Have an old DeVilbiss GBFE6010 Type 0 6000W Gasoline Generator that just quit running last week. Started the motor and it ran for about 10 minutes fine and then it just quit & will not start. I haven't checked but it appears to not be getting a spark. Getting plenty of gas to the carb, I checked. 

I believe there are a couple of safety circuits that prevent the engine from running so I need a wiring diagram for this unit. I checked various sites on the internet and the manual & wiring diagrams aren't available. Suggestions on where I can get these or any other ideas about what is wrong is appreciated.


----------



## aandpdan (Oct 8, 2012)

Does the engine have a low oil sensor? Sometimes they fail and kill the spark. Check the oil level first.

Can you post the numbers off of the engine? It should be a Briggs.

The kill switch on most small engines just grounds out a wire from the coil. Do you see any wires coming from behind the flywheel?

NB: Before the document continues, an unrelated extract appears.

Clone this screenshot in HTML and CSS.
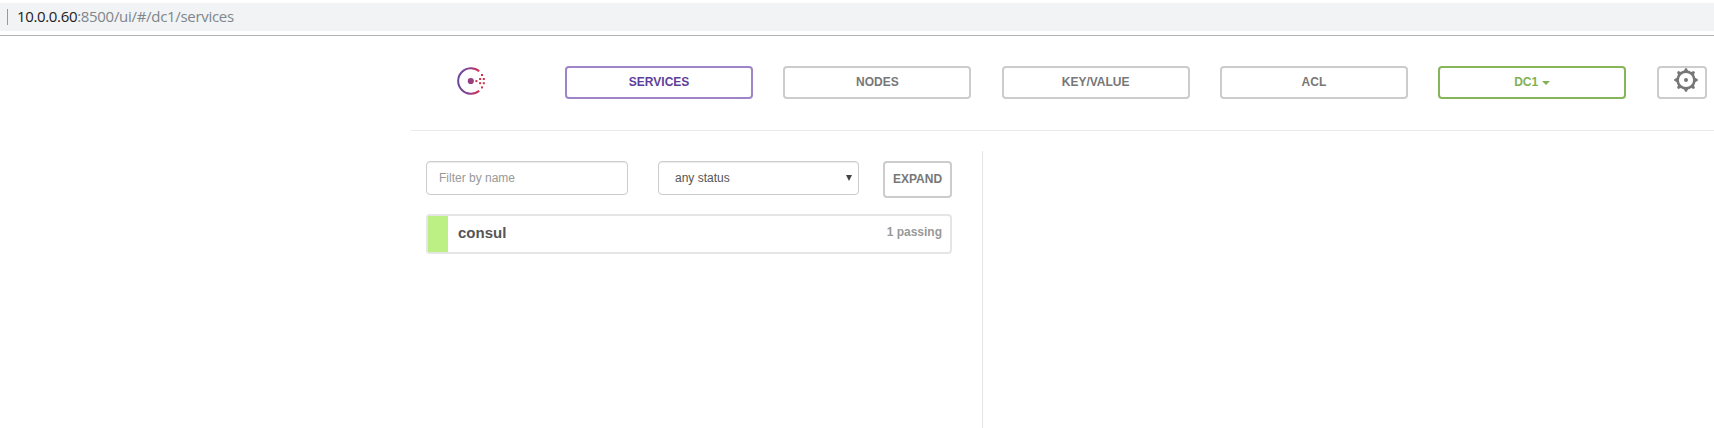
FILE: index.html
```html
<!DOCTYPE html>
<html lang="en">
<head>
<meta charset="utf-8">
<title>Consul</title>
<link rel="stylesheet" href="styles.css">
</head>
<body>
<div class="address-bar"><span class="separator"></span><span class="host">10.0.0.60</span><span class="path">:8500/ui/#/dc1/services</span></div>
<div class="app">
  <header class="topbar">
    <svg class="logo" width="28" height="28" viewBox="0 0 28 28">
      <defs><linearGradient id="ring" x1="0" y1="0" x2="1" y2="0"><stop offset="0" stop-color="#694a9c"/><stop offset=".5" stop-color="#8a4190"/><stop offset="1" stop-color="#d62f4d"/></linearGradient></defs>
      <path d="M22.2 4.2A12.8 12.8 0 1 0 22.2 23.8" fill="none" stroke="url(#ring)" stroke-width="2"/>
      <circle cx="13.8" cy="14" r="3.1" fill="#96407f"/>
      <g fill="#d0304c"><rect x="24" y="7" width="2" height="2"/><rect x="22.1" y="11" width="2" height="2"/><rect x="25.8" y="11" width="2" height="2"/><rect x="18.4" y="13.1" width="2" height="2"/><rect x="22.1" y="15.2" width="2" height="2"/><rect x="25.8" y="15.2" width="2" height="2"/><rect x="24" y="19.4" width="2" height="2"/></g>
    </svg>
    <nav class="nav">
      <a class="btn active">SERVICES</a>
      <a class="btn">NODES</a>
      <a class="btn">KEY/VALUE</a>
      <a class="btn">ACL</a>
      <a class="btn dc">DC1<span class="caret"></span></a>
    </nav>
    <a class="btn settings">
      <svg width="24" height="24" viewBox="-12 -12 24 24">
        <circle r="8.4" fill="none" stroke="#777" stroke-width="2.6"/>
        <circle r="2" fill="#777"/>
        <g fill="#777"><path d="M-2.4-8.6-.8-11.8H.8L2.4-8.6z"/><path d="M-2.4-8.6-.8-11.8H.8L2.4-8.6z" transform="rotate(45)"/><path d="M-2.4-8.6-.8-11.8H.8L2.4-8.6z" transform="rotate(90)"/><path d="M-2.4-8.6-.8-11.8H.8L2.4-8.6z" transform="rotate(135)"/><path d="M-2.4-8.6-.8-11.8H.8L2.4-8.6z" transform="rotate(180)"/><path d="M-2.4-8.6-.8-11.8H.8L2.4-8.6z" transform="rotate(225)"/><path d="M-2.4-8.6-.8-11.8H.8L2.4-8.6z" transform="rotate(270)"/><path d="M-2.4-8.6-.8-11.8H.8L2.4-8.6z" transform="rotate(315)"/></g>
      </svg>
    </a>
  </header>
  <main class="columns">
    <section class="list">
      <div class="filters">
        <input class="field" type="text" placeholder="Filter by name">
        <div class="field select"><span>any status</span><svg width="6" height="6" viewBox="0 0 6 6"><path d="M0 0H6L3 6z" fill="#444"/></svg></div>
        <button class="expand">EXPAND</button>
      </div>
      <div class="service"><span class="health"></span><span class="name">consul</span><span class="checks">1 passing</span></div>
    </section>
  </main>
</div>
</body>
</html>
```
FILE: styles.css
```css
* { box-sizing: border-box; }
body { margin: 0; height: 428px; overflow: hidden; background: #fff; font-family: "Liberation Sans", Arial, sans-serif; display: flex; flex-direction: column; }
.address-bar { height: 36px; border-top: 3px solid #fff; border-bottom: 1px solid #b3b3b3; background: linear-gradient(#f1f3f4 28px, #fff 28px); display: flex; align-items: flex-start; font: 15px/27px "Open Sans", sans-serif; color: #222; padding-left: 7px; white-space: pre; }
.separator { width: 1px; height: 16px; background: #999; margin: 6px 9px 0 0; }
.host { letter-spacing: -.35px; }
.path { color: #80868b; letter-spacing: -.3px; }
.app { flex: 1; margin-left: 411px; display: flex; flex-direction: column; }
.topbar { height: 95px; border-bottom: 1px solid #eaeaea; padding: 30px 7px 0 46px; display: flex; align-items: flex-start; }
.logo { margin: 1px 80px 0 0; }
.nav { width: 1062px; display: grid; grid-template-columns: repeat(5, 188.2px); gap: 30.1px; margin-right: 30px; }
.btn { height: 33px; border: 2px solid #ccc; border-radius: 4px; color: #777; font-size: 12px; font-weight: 700; line-height: 28px; text-align: center; }
.active { border-color: #9f84c7; color: #5f3f99; }
.dc { border-color: #86b55a; color: #80b154; }
.caret { display: inline-block; border: 4px solid transparent; border-top-color: #80b154; border-bottom: 0; margin-left: 4px; vertical-align: 1px; }
.settings { width: 50px; padding: 0 0 0 15px; display: flex; }
.columns { flex: 1; display: flex; padding-top: 20px; }
.list { width: 572px; border-right: 1px solid #e5e5e5; padding: 10px 30px 0 15px; }
.filters { display: flex; align-items: flex-start; }
.field { width: 202px; height: 34px; border: 1px solid #ccc; border-radius: 4px; box-shadow: inset 0 1px 1px rgba(0,0,0,.075); padding: 0 12px; font: 12px "Liberation Sans", Arial, sans-serif; color: #555; background: #fff; }
.field::placeholder { color: #999; opacity: 1; }
.select { width: 201px; margin-left: 30px; padding: 0 6px 0 16px; display: flex; align-items: center; justify-content: space-between; }
.expand { margin-left: 24px; width: 69px; height: 37px; border: 2px solid #ccc; border-radius: 4px; background: #fff; color: #777; font: bold 12px "Liberation Sans", Arial, sans-serif; padding: 0 0 2px; }
.service { margin-top: 16px; height: 40px; border: 2px solid #e5e5e5; border-radius: 4px; display: flex; line-height: 34px; font-weight: 700; }
.health { width: 20px; background: #bcf085; margin-right: 10px; }
.name { font-size: 15px; color: #555; }
.checks { margin-left: auto; padding-right: 8px; font-size: 12px; line-height: 32px; color: #999; }
```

Does the engine have points? The date code will tell us.


----------



## headusher (Dec 6, 2012)

Oil was the first thing I thought of and check on when it stopped. It was full but the oil was a grey color and I know I changed the oil at the end of last summer. Not sure what that was all about?? I used B&S oil so maybe that's what it looks like after running for a while.

I see this wire coming out of the back of the engine housing. Is there a was to test it. Is that an inline fuse in the wire? Can I disconnect it and see if the engine starts?

Regards


----------



## aandpdan (Oct 8, 2012)

If the engine has a lighting coil, for a battery charge, there might be a diode in the wire that you see.

The wire from the ignition coil should be just a plain wire. 

The model/type codes will help.


----------